**PROBLEM DESCRIPTION:**
Quote all of the data exactly as given. Skip every picture it contains.

**DATA SECTION:**
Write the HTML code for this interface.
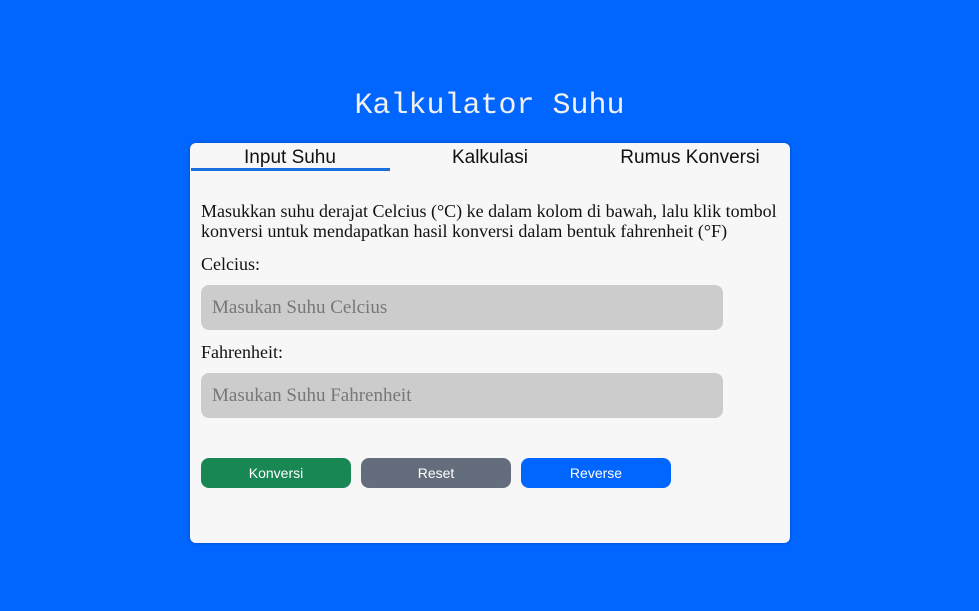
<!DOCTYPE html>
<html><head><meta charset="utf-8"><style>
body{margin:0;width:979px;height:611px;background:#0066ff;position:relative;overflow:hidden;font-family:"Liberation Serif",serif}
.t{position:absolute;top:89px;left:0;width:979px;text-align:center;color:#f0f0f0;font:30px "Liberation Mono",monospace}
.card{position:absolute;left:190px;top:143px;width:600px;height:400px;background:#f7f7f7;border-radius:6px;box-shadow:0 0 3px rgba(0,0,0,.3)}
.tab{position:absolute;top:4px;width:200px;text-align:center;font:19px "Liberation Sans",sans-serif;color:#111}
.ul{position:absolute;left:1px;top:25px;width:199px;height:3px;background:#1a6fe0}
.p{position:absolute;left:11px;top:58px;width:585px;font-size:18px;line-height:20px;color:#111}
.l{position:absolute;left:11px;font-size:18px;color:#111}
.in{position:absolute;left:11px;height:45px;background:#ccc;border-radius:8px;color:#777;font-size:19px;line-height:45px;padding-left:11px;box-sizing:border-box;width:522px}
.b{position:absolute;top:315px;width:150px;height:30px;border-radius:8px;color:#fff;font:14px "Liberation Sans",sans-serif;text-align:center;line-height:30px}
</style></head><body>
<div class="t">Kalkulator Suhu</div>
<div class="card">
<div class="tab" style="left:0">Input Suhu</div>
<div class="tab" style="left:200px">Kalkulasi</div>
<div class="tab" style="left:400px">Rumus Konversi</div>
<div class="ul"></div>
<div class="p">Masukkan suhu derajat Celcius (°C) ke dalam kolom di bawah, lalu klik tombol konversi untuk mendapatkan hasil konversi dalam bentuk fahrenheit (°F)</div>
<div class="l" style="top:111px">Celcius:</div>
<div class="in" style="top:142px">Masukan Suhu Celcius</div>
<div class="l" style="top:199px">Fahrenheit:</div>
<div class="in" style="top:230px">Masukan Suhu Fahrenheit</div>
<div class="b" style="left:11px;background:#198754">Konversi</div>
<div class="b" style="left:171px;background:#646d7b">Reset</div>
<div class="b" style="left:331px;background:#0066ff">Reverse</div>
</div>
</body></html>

**REPLY:**
Write the HTML code for this interface.
<!DOCTYPE html>
<html><head><meta charset="utf-8"><style>
body{margin:0;width:979px;height:611px;background:#0066ff;position:relative;overflow:hidden;font-family:"Liberation Serif",serif}
.t{position:absolute;top:89px;left:0;width:979px;text-align:center;color:#f0f0f0;font:30px "Liberation Mono",monospace}
.card{position:absolute;left:190px;top:143px;width:600px;height:400px;background:#f7f7f7;border-radius:6px;box-shadow:0 0 3px rgba(0,0,0,.3)}
.tab{position:absolute;top:4px;width:200px;text-align:center;font:19px "Liberation Sans",sans-serif;color:#111}
.ul{position:absolute;left:1px;top:25px;width:199px;height:3px;background:#1a6fe0}
.p{position:absolute;left:11px;top:58px;width:585px;font-size:18px;line-height:20px;color:#111}
.l{position:absolute;left:11px;font-size:18px;color:#111}
.in{position:absolute;left:11px;height:45px;background:#ccc;border-radius:8px;color:#777;font-size:19px;line-height:45px;padding-left:11px;box-sizing:border-box;width:522px}
.b{position:absolute;top:315px;width:150px;height:30px;border-radius:8px;color:#fff;font:14px "Liberation Sans",sans-serif;text-align:center;line-height:30px}
</style></head><body>
<div class="t">Kalkulator Suhu</div>
<div class="card">
<div class="tab" style="left:0">Input Suhu</div>
<div class="tab" style="left:200px">Kalkulasi</div>
<div class="tab" style="left:400px">Rumus Konversi</div>
<div class="ul"></div>
<div class="p">Masukkan suhu derajat Celcius (°C) ke dalam kolom di bawah, lalu klik tombol konversi untuk mendapatkan hasil konversi dalam bentuk fahrenheit (°F)</div>
<div class="l" style="top:111px">Celcius:</div>
<div class="in" style="top:142px">Masukan Suhu Celcius</div>
<div class="l" style="top:199px">Fahrenheit:</div>
<div class="in" style="top:230px">Masukan Suhu Fahrenheit</div>
<div class="b" style="left:11px;background:#198754">Konversi</div>
<div class="b" style="left:171px;background:#646d7b">Reset</div>
<div class="b" style="left:331px;background:#0066ff">Reverse</div>
</div>
</body></html>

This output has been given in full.